Ada Limón (born March 28, 1976) is an American poet. On 12 July 2022, she was named the 24th Poet Laureate of the United States by the Librarian of Congress. This made her the first Latina to be Poet Laureate of the United States.

Early years and education 

Limón, who is of Mexican-American descent, grew up in Sonoma, California. She attended the drama school at the University of Washington, where she studied theatre. After taking writing courses from professors including Colleen J. McElroy, she went on to receive her MFA from New York University in 2001, where she studied with Sharon Olds, Philip Levine, Marie Howe, Mark Doty, Agha Shahid Ali, and Tom Sleigh.

Upon graduation, Limón received a fellowship to live and write at the Fine Arts Work Center in Provincetown, Massachusetts. In 2003, she received a grant from the New York Foundation for the Arts, and in the same year won the Chicago Literary Award for Poetry.

Career

After 12 years in New York City, where she worked for various magazines such as Martha Stewart Living, GQ, and Travel + Leisure, Limón now lives in both Lexington, Kentucky and Sonoma, California, where she writes and teaches.

Limón's first book, Lucky Wreck, was chosen by Jean Valentine as the winner of the Autumn House Poetry Prize in 2005, while her second book, This Big Fake World, was the winner of the Pearl Poetry Prize in 2006. The two books came out within less than a year of each other. In a 2014 article in Compose magazine, she stated: "I went from having no books at all, to having two in the span of a year. I felt like I had won the lottery, well, without the money. I suppose, in my life, I’ve never done things the ordinary way. I’m either deep in the bottom of the well or nowhere near water." She serves on the faculty of Queens University of Charlotte low-residency M.F.A. program, and the "24 Pearl Street" online program for the Provincetown Fine Arts Work Center.

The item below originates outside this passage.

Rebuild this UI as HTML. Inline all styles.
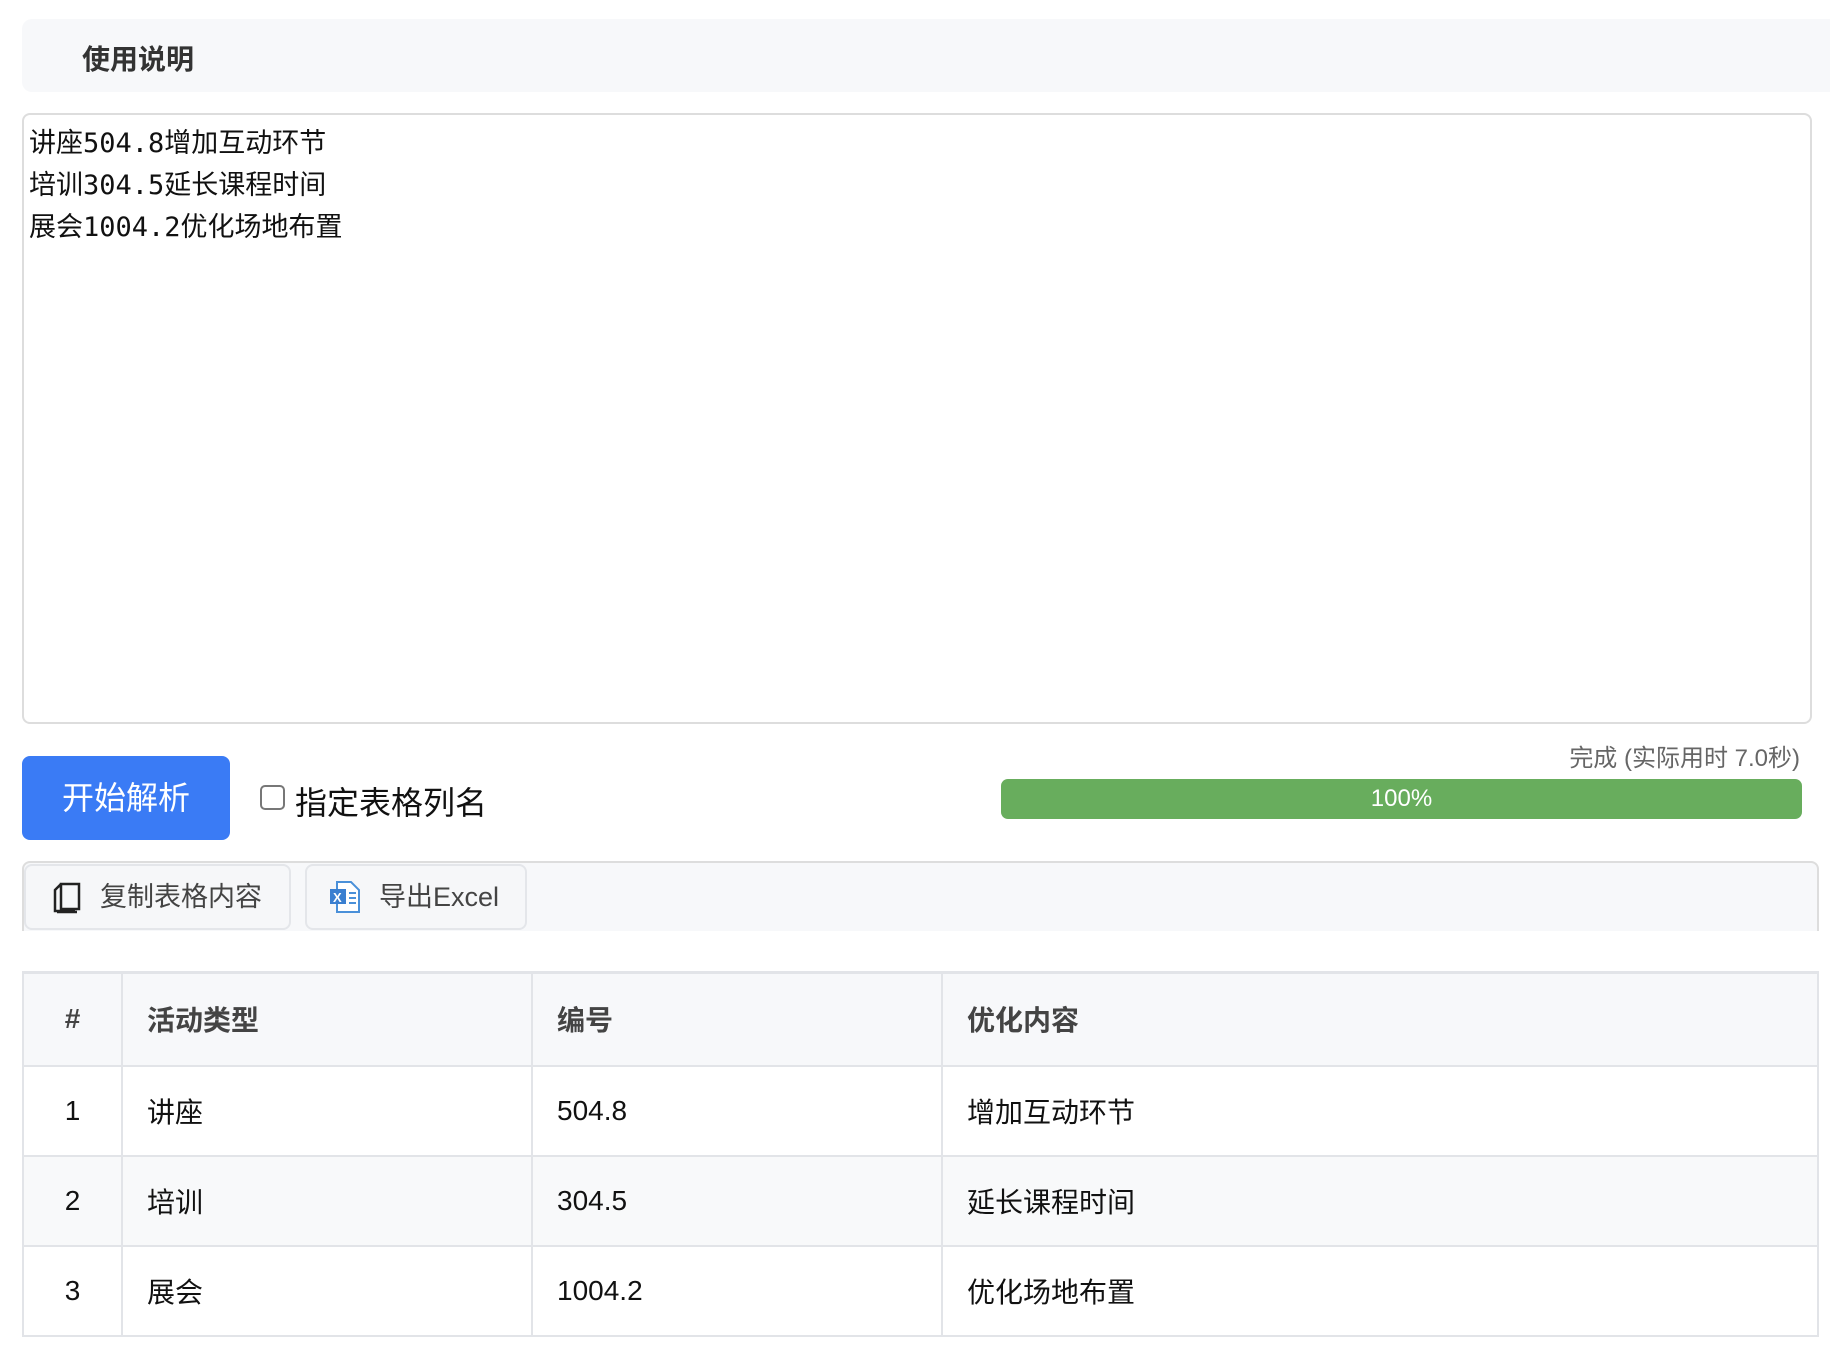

When her third book, Sharks in the Rivers (Milkweed Editions, 2010) was released, a reviewer writing in The Brooklyn Rail observed: "Unlike much contemporary poetry, Limón’s work isn’t text-derivative or deconstructivist. She personalizes her homilies, stamping them with the authenticity of invention and self-discovery." Limón's fourth book, Bright Dead Things, was released in 2015. She was shortlisted as a finalist for the 2015 National Book Award for Poetry. Her 2018 book, The Carrying, subsequently won a National Book Critics Circle Award. 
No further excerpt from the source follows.